Posted October. 30, 2023 08:15,   

Updated October. 30, 2023 08:15

한국어

As the South Korean government’s pension reform plan released Friday came under fire for not providing reliable arithmetical information regarding pension premiums and benefits, the Ministry of Health and Welfare issued an explanatory statement the following day to clarify that the government is strongly determined to reform the pension system. However, minutes of the Financial Calculation Committee, an advisory body for the ministry, have raised suspicions about the government’s lack of willingness. Although the committee agreed at first to increase pension premiums and delay the age of taking benefits, it was confirmed that an initiative to raise the benefits was added to the plan at the last minute at the request of the administration.
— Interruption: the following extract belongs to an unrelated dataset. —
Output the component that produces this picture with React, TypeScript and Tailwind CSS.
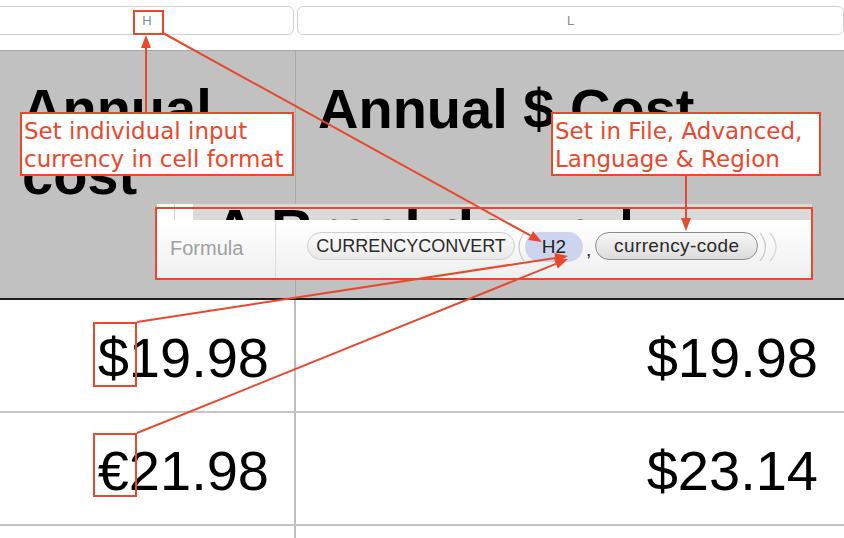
import React from 'react';

const RED = '#e8482b';

// arrow from (x1,y1) to tip (x2,y2)
const arrow = (x1: number, y1: number, x2: number, y2: number) => {
  const a = Math.atan2(y2 - y1, x2 - x1);
  const L = 13;
  const W = 5;
  const bx = x2 - L * Math.cos(a);
  const by = y2 - L * Math.sin(a);
  const px = -Math.sin(a) * W;
  const py = Math.cos(a) * W;
  return { x1, y1, bx, by, head: `${x2},${y2} ${bx + px},${by + py} ${bx - px},${by - py}` };
};

const arrows = [
  arrow(146, 112, 146, 35),
  arrow(163, 33, 542, 242),
  arrow(686, 176, 686, 231),
  arrow(137, 322, 568, 256),
  arrow(137, 433, 568, 259),
];

const Arrows = () => (
  <svg className="absolute inset-0 pointer-events-none" width={844} height={538}>
    {arrows.map((a, i) => (
      <g key={i}>
        <line x1={a.x1} y1={a.y1} x2={a.bx} y2={a.by} stroke={RED} strokeWidth={2} />
        <polygon points={a.head} fill={RED} />
      </g>
    ))}
  </svg>
);

const FormulaBar = () => (
  <div className="absolute left-[157px] top-[204px] w-[655px] flex flex-col">
    {/* strip over the cell, shows the tops of the text behind */}
    <div className="h-[16px] flex overflow-hidden bg-[#dadada]">
      <div className="w-[18px] bg-white border-r border-[#d0d0d0]" />
      <div className="w-[18px] bg-white" />
      <div className="relative flex-1 overflow-hidden">
        <span className="absolute left-[20px] top-[-3px] whitespace-nowrap text-[60px] leading-none font-bold text-black font-['Liberation_Sans',Arial,sans-serif]">
          A Breakdown
        </span>
        <div className="absolute left-[430px] top-[5px] w-[7px] h-[12px] bg-black" />
      </div>
    </div>
    <div className="h-[58px] flex bg-gradient-to-b from-white to-[#efefef] font-['Liberation_Sans',Arial,sans-serif]">
      <div className="w-[119px] border-r border-[#dcdcdc] pl-[13px] pt-[13px] text-[20px] text-[#a0a0a0]">
        Formula
      </div>
      <div className="flex items-start pl-[31px] pt-[12px]">
        <div className="w-[208px] h-[28px] rounded-full border border-[#cfcfcf] bg-gradient-to-b from-[#fcfcfc] to-[#e9e9e9] flex items-center justify-center text-[18px] text-[#2a2a2a]">
          CURRENCYCONVERT
        </div>
        <svg width={12} height={30} className="-ml-[2px]">
          <path d="M11 1 Q1 15 11 29" fill="none" stroke="#c8c8c8" strokeWidth={1.2} />
        </svg>
        <div className="w-[58px] h-[30px] rounded-full bg-[#cdd5ee] flex items-center justify-center text-[19px] text-[#222]">
          H2
        </div>
        <span className="ml-[3px] mt-[4px] text-[19px] text-[#222]">,</span>
        <div className="ml-[4px] w-[163px] h-[28px] rounded-full border border-[#8c8c8c] bg-gradient-to-b from-[#f7f7f7] to-[#dcdcdc] flex items-center justify-center text-[19px] tracking-[0.02em] text-[#2a2a2a]">
          currency-code
        </div>
        <svg width={26} height={30} className="ml-[1px]">
          <path d="M1 1 Q12 15 1 29" fill="none" stroke="#c8c8c8" strokeWidth={1.2} />
          <path d="M11 1 Q23 15 11 29" fill="none" stroke="#d6d6d6" strokeWidth={1.2} />
        </svg>
      </div>
    </div>
  </div>
);

const Callout = ({ className, lines }: { className: string; lines: string[] }) => (
  <div
    className={`absolute bg-white border-2 border-[#e8482b] pl-[2px] pt-[3px] text-[23px] leading-[28px] text-[#e8482b] font-['DejaVu_Sans',Verdana,sans-serif] ${className}`}
  >
    {lines.map((l) => (
      <div key={l} className="whitespace-nowrap">{l}</div>
    ))}
  </div>
);

export default function App() {
  return (
    <div className="relative w-[844px] h-[538px] overflow-hidden bg-white font-['Liberation_Sans',Arial,sans-serif]">
      {/* column headers */}
      <div className="h-[50px] pt-[6px] flex">
        <div className="-ml-[6px] w-[300px] h-[29px] rounded-md border-[1.5px] border-[#d2d2d2] flex items-center justify-center text-[13px] text-[#8a8a8a]">
          <span className="pl-[6px]">H</span>
        </div>
        <div className="ml-[3px] flex-1 h-[29px] rounded-md border-[1.5px] border-[#d2d2d2] flex items-center justify-center text-[13px] text-[#8a8a8a]">
          L
        </div>
      </div>

      {/* header row */}
      <div className="flex h-[250px] border-t border-[#a8a8a8] border-b-2 border-b-[#1c1c1c] bg-[#c0c1c0]">
        <div className="w-[296px] border-r border-[#a9a9a9] pl-[22px] pt-[25px] text-[56px] leading-[66px] font-bold text-black">
          Annual
          <br />
          cost
        </div>
        <div className="flex-1 pl-[22px] pt-[25px] text-[56px] leading-[66px] font-bold text-black whitespace-nowrap">
          Annual $ Cost
        </div>
      </div>

      {/* data rows */}
      {[
        ['$19.98', '$19.98'],
        ['€21.98', '$23.14'],
        ['', ''],
      ].map(([a, b], i) => (
        <div key={i} className="flex h-[113px] border-b-2 border-[#c6c6c6] text-[56px] leading-none text-black">
          <div className="w-[296px] border-r-2 border-[#bdbdbd] pr-[25px] pt-[30px] text-right">{a}</div>
          <div className="flex-1 pr-[26px] pt-[30px] text-right">{b}</div>
        </div>
      ))}

      {/* annotations */}
      <FormulaBar />
      <div className="absolute left-[155px] top-[207px] w-[658px] h-[73px] border-2 border-[#e8482b]" />
      <div className="absolute left-[133px] top-[10px] w-[31px] h-[25px] border-2 border-[#e8482b]" />
      <div className="absolute left-[93px] top-[322px] w-[44px] h-[65px] border-2 border-[#e8482b]" />
      <div className="absolute left-[93px] top-[433px] w-[44px] h-[64px] border-2 border-[#e8482b]" />
      <Callout className="left-[20px] top-[112px] w-[274px] h-[64px]" lines={['Set individual input', 'currency in cell format']} />
      <Callout className="left-[551px] top-[112px] w-[270px] h-[64px]" lines={['Set in File, Advanced,', 'Language & Region']} />
      <Arrows />
    </div>
  );
}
In a public hearing held last month, the committee was criticized as irresponsible for publishing 18 reform plans combining the variations of pension premiums and the time of receiving benefits. In its minutes, criticism was internally raised with comments such as “The plan is rated C at best” or “We will be faced with a backlash from citizens confused with what needs to be done next.” However, in the last meeting on Oct. 13, a pension policy official from the ministry requested a wider range of options available, asking the committee to include a plan to increase income replacement rates with higher benefits to be granted. As a result, its final report suggested a total of 24 reform plans devised in haphazard manners. Unprofessionally oblivious of its role to lead experts to conclude a single final option, the government got in the way of discussing pension reforms, even asking them to propose more choices. Reasonably, it deserves criticism for holding back the reform.

In the ministry’s explanatory statement, it responded to the criticism that specific numbers are not provided in the plan by making lousy, out-of-context, and misleading excuses that even the former administrations did only give where pension reforms should be headed roughly but did not specify figures even twice. The reason why the pension plan issued in 2008 by the Lee Myung-bak administration did not include figures is that the Roh Moo-hyun administration decreased the income replacement rate to 40 percent in the previous year. Similarly, the Park Geun-hye administration made it clear from the start that it would not increase pension premiums. Thus, it differs from the incumbent administration arguing for higher pension premiums but omitting supporting numbers. What’s more, the Park administration achieved a saving effect of 333 trillion won for 70 years based on the reform to the pension system for public officials in 2014.

Given the trend of low birthrates, population aging, and low growth, pension reforms are an inevitable task of our time as the government has put it. Japan, which relates to its neighbor's concerns, reformed the pension scheme earlier with 100-year resources available to be granted to recipients. By contrast, South Korea does not seem ready to start although it not only suffers from a faster pace of low fertility and an aging population but also has 32 years’ resources prepared. The government should stop making absurd excuses immediately but instead disclose the severity of issues troubling the national pension system to reignite the flames of reform.